私個人の意見を申し上げるなら、もしサーキット走行やドリフトといったハードな使い方を前提とするならば、迷わず信頼性の高い後期型をベースに選びます。一方で、AE86という「時代の空気」を楽しみながら、休日にゆっくりとドライブするような付き合い方であれば、唯一無二の雰囲気を持つ前期型の魅力は何物にも代えがたいと感じます。あなたの理想のAE86ライフを具体的に想像することが、最高の選択への近道です!
総括:AE86 トレノ 前期後期 違いの選び方
この記事では、AE86スプリンタートレノの前期型と後期型の違いについて、基本的な知識からマニアックな識別点、そして現代における価値観まで、多角的に詳しく解説してきました。最後に、今回の重要なポイントをリスト形式で振り返り、あなたの知識を確かなものにしましょう。

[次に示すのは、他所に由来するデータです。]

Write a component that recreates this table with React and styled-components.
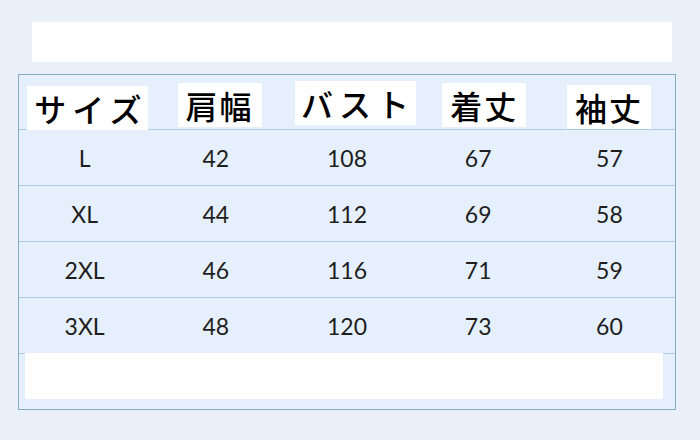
import styled, { createGlobalStyle } from "styled-components";

const GlobalStyle = createGlobalStyle`
    html, body {
        margin: 0;
        padding: 0;
        background: #e9f0fa;
    }
`;

const headers = [
    { label: "サイズ", top: 11, dx: 4, width: 121, spaced: true },
    { label: "肩幅", top: 8, dx: 6, width: 84 },
    { label: "バスト", top: 6, dx: 8, width: 121, spaced: true },
    { label: "着丈", top: 8, dx: 4, width: 84 },
    { label: "袖丈", top: 10, dx: -1, width: 84 },
];

const rows = [
    ["L", "42", "108", "67", "57"],
    ["XL", "44", "112", "69", "58"],
    ["2XL", "46", "116", "71", "59"],
    ["3XL", "48", "120", "73", "60"],
];

export default function App(){
    return(
    <>
        <GlobalStyle />
        <Page>
            <TopBar />
            <Table>
                <HeaderRow>
                    {headers.map((h) => (
                        <HeaderLabel key={h.label} $top={h.top} $dx={h.dx} $width={h.width} $spaced={h.spaced}>
                            {h.label}
                        </HeaderLabel>
                    ))}
                </HeaderRow>
                {rows.map((row) => (
                    <Row key={row[0]}>
                        {row.map((cell, i) => (
                            <Cell key={i}>{cell}</Cell>
                        ))}
                    </Row>
                ))}
                <Footer>
                    <FooterBar />
                </Footer>
            </Table>
        </Page>
    </>
    );
}

const Page = styled.div`
    width: 700px;
    height: 440px;
    padding-top: 22px;
    box-sizing: border-box;
    background: #e9f0fa;
    overflow: hidden;
`;

const TopBar = styled.div`
    width: 640px;
    height: 40px;
    margin-left: 32px;
    background: #ffffff;
`;

const Table = styled.div`
    width: 658px;
    height: 336px;
    margin-top: 12px;
    margin-left: 18px;
    box-sizing: border-box;
    border: 1.5px solid #86adc2;
    background: #e6f0fc;
    display: flex;
    flex-direction: column;
`;

const Grid = styled.div`
    display: grid;
    grid-template-columns: repeat(5, 1fr);
    height: 56px;
    box-sizing: border-box;
    border-bottom: 1px solid #b0cbe8;
`;

const HeaderRow = styled(Grid)`
    align-items: start;
    height: 55px;
`;

const HeaderLabel = styled.div`
    justify-self: center;
    width: ${(p) => p.$width}px;
    margin-top: ${(p) => p.$top}px;
    margin-left: ${(p) => p.$dx * 2}px;
    height: 44px;
    padding-left: ${(p) => (p.$spaced ? 6 : 0)}px;
    box-sizing: border-box;
    background: #ffffff;
    display: flex;
    align-items: center;
    justify-content: center;
    white-space: nowrap;
    font-family: "Noto Sans CJK JP", "Noto Sans", sans-serif;
    font-size: 32px;
    font-weight: 500;
    letter-spacing: ${(p) => (p.$spaced ? "6px" : "2px")};
    color: #000000;
`;

const Row = styled(Grid)``;

const Cell = styled.div`
    display: flex;
    align-items: center;
    justify-content: center;
    font-family: "Lato", "Open Sans", sans-serif;
    font-size: 23px;
    color: #1e1e1e;
`;

const Footer = styled.div`
    flex: 1;
    padding: 0 12px 8px 6px;
`;

const FooterBar = styled.div`
    height: 46px;
    margin-top: -1px;
    background: #ffffff;
`;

- AE86の前期・後期は1985年5月のマイナーチェンジを基準に明確に区別される
- トレノとレビンの最大の違いはフロントマスクのデザイン、特にヘッドライト形状(リトラクタブル/固定式)にある
- 発売当時はレビンが人気だったが、漫画『頭文字D』の影響で生産終了後にトレノの人気が完全に逆転した
- ボディ形状は高剛性の2ドアクーペと、空力に優れる3ドアハッチバックの2種類が存在した
- 現在の中古車価格は世界的なJDMブームにより歴史的な高騰を見せている
- 現代の価値基準は速さや改造内容から、いかにオリジナル状態を保っているかへと変化した
- 外装の最も分かりやすい見分け方はフロントウインカー(前期:小型 / 後期:大型ラップアラウンド)とテールランプの意匠
- 後期トレノのGT-APEXには安全性を高めるコーナリングランプが標準装備される
- 3ドアのテールランプは前期が機能的な2灯式、後期が一体風デザインで、互換性は一切ない
- 内装は前期がワインレッドなど80年代らしいカラフルな仕様、後期は黒/グレー基調のシックな雰囲気に統一
- 前期GT-APEXは先進的なデジタルメーター、後期はスポーツ走行に適したアナログメーターが標準装備となる
- エンジンのカタログスペックは同じだが、後期型はユーザーの声を反映して信頼性が大きく向上している
- 後期型のエンジンブロックには剛性を高める補強リブが追加されている
- メカニズム面での最大の進化はドライブシャフトの強化(スプライン径が24mmから25mmへ拡径)である
- 前期のノスタルジックな魅力と、後期の熟成された完成度のどちらを重視するかが、モデル選びの核心となる
AE86トレノは、前期型にも後期型にも、それぞれにしかない魅力と開発者たちの情熱、そしてオーナーたちの熱い想いが詰まった、自動車史に残る一台です。この一台が、単なる鉄の塊ではなく、一つの文化として語り継がれる理由を、あなた自身がオーナーとなって感じてみてください。この記事が、あなたの理想の一台を見つけ出すための、確かな道しるべとなれば幸いです。